> _Written problem_:
List each line of the data that holds the word "React".

* Start Records for processing *

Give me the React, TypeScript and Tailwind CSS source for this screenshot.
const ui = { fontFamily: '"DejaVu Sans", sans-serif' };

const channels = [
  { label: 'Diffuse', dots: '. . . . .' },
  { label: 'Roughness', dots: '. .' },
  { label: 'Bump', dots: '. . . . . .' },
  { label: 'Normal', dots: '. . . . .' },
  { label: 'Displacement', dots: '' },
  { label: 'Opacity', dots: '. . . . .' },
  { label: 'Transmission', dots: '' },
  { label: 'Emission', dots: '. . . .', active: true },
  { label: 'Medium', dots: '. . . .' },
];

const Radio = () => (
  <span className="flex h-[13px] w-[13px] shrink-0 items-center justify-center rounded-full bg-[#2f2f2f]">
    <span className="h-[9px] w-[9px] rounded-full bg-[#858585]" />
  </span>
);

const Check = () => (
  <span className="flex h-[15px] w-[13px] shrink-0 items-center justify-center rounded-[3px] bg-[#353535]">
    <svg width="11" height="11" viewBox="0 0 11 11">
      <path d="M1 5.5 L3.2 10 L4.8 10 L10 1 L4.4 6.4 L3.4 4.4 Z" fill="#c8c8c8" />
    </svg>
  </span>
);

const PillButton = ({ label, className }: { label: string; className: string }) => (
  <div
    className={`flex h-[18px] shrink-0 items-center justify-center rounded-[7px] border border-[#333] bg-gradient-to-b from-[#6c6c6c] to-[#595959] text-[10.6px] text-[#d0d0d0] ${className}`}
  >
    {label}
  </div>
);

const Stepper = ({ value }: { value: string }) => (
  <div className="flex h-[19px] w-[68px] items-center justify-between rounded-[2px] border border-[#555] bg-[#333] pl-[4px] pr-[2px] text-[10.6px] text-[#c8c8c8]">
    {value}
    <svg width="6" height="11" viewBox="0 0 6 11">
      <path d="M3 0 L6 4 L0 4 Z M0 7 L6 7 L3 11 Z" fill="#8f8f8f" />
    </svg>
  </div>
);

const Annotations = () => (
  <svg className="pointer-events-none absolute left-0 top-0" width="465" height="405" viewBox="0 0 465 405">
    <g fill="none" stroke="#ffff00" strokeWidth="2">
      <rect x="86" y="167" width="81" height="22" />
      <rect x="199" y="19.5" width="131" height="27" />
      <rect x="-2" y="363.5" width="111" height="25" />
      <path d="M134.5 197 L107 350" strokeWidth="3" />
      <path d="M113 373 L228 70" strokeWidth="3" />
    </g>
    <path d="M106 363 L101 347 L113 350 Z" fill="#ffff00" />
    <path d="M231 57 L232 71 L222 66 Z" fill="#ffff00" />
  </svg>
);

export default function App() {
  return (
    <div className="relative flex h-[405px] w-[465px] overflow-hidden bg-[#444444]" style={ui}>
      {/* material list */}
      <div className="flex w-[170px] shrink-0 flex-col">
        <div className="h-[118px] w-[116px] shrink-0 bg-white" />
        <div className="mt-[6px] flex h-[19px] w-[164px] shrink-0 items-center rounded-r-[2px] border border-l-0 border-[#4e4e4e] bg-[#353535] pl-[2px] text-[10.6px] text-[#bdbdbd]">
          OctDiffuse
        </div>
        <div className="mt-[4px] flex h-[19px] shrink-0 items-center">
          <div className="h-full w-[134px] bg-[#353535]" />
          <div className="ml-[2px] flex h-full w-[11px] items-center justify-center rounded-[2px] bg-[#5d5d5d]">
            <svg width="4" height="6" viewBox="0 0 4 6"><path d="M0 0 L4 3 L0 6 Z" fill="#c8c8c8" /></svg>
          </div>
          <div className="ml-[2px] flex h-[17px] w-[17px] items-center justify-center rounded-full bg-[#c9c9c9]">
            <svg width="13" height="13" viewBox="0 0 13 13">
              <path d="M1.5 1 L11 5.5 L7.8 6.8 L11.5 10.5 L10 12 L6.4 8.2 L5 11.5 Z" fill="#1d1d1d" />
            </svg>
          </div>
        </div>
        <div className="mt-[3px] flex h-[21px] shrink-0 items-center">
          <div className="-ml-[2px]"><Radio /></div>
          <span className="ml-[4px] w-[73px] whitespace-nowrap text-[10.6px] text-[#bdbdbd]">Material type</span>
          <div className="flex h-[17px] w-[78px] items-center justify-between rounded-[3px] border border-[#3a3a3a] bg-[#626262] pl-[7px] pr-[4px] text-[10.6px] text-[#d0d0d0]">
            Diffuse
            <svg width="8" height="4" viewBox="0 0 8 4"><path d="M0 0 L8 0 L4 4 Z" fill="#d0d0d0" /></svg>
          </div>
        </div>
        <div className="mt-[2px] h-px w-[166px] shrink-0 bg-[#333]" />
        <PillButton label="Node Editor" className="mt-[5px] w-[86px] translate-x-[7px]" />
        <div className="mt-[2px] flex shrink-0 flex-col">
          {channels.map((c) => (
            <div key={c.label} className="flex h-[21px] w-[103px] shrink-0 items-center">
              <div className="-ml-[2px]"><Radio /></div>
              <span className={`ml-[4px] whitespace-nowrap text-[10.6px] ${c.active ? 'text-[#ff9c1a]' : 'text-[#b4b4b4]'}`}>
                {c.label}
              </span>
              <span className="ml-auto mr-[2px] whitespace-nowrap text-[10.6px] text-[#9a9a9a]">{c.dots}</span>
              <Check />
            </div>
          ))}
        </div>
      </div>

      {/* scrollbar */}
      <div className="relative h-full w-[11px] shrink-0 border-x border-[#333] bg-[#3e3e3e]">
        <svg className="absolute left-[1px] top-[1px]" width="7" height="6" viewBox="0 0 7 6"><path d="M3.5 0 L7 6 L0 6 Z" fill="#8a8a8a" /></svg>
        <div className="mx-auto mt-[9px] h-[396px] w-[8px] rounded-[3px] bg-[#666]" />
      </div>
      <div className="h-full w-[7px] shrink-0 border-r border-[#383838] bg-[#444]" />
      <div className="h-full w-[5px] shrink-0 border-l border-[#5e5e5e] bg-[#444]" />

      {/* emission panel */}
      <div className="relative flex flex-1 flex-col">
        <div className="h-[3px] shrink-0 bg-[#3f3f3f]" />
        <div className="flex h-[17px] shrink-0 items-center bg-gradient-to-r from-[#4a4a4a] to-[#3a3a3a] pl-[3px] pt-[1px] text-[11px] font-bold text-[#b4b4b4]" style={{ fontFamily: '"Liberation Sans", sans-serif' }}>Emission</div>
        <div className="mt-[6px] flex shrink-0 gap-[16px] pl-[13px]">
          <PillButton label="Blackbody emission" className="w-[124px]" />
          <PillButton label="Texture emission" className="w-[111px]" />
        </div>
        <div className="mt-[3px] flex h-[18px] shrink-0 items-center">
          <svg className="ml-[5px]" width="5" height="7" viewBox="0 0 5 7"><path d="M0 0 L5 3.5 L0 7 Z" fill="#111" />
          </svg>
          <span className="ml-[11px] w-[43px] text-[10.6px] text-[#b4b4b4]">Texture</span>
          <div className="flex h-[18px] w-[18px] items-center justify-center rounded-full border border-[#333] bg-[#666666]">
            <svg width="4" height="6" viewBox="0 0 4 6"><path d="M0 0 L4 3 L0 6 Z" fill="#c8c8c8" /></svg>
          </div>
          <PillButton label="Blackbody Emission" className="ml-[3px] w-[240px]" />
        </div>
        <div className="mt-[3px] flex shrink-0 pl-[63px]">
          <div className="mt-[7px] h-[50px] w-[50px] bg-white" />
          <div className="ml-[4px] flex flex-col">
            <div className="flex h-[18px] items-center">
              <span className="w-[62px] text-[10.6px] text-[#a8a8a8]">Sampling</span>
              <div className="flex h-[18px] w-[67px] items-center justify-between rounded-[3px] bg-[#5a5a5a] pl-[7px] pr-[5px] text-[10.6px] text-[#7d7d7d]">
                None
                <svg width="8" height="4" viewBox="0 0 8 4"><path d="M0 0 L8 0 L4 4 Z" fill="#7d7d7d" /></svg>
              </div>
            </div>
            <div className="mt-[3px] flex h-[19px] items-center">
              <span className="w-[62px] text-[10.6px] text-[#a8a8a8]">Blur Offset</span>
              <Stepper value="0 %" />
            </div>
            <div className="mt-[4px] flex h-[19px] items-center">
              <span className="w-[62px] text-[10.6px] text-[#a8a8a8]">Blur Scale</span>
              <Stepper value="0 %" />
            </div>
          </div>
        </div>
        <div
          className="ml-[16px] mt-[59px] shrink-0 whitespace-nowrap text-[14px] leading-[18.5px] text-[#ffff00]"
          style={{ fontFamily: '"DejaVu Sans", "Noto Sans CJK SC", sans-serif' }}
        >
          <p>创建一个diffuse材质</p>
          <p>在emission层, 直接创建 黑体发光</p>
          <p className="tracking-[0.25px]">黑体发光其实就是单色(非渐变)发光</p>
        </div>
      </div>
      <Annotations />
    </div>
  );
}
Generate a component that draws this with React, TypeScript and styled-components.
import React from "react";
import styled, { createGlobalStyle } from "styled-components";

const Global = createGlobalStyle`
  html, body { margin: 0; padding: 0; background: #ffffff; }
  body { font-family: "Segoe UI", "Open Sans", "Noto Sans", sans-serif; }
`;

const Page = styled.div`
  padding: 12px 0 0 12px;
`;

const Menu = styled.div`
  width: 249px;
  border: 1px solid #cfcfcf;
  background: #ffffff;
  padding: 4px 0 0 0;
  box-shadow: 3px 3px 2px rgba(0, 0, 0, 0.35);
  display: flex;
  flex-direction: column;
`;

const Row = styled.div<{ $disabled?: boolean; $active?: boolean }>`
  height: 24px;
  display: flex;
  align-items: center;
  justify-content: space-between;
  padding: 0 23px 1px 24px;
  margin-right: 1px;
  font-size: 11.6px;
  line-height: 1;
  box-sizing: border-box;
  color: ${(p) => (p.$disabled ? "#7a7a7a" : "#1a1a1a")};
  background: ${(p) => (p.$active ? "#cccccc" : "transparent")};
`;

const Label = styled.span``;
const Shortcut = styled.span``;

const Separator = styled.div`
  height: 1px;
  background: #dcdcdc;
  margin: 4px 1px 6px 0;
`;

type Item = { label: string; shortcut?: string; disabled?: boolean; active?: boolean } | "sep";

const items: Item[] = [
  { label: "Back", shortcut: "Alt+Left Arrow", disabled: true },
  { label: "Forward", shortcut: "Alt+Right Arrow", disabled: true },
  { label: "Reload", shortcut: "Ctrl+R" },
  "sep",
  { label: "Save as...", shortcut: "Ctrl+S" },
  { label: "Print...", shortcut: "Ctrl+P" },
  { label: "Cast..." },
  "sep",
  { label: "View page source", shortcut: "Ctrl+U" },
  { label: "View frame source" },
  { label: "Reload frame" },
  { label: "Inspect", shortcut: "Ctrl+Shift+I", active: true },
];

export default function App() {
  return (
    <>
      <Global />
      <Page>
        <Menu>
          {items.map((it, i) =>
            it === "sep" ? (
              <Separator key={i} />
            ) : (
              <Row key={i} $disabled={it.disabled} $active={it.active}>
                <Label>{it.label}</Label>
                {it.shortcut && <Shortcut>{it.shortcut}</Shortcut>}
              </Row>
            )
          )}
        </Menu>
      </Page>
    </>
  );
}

* End Records for processing *

> _Correct answer_:
Give me the React, TypeScript and Tailwind CSS source for this screenshot.
Generate a component that draws this with React, TypeScript and styled-components.
import React from "react";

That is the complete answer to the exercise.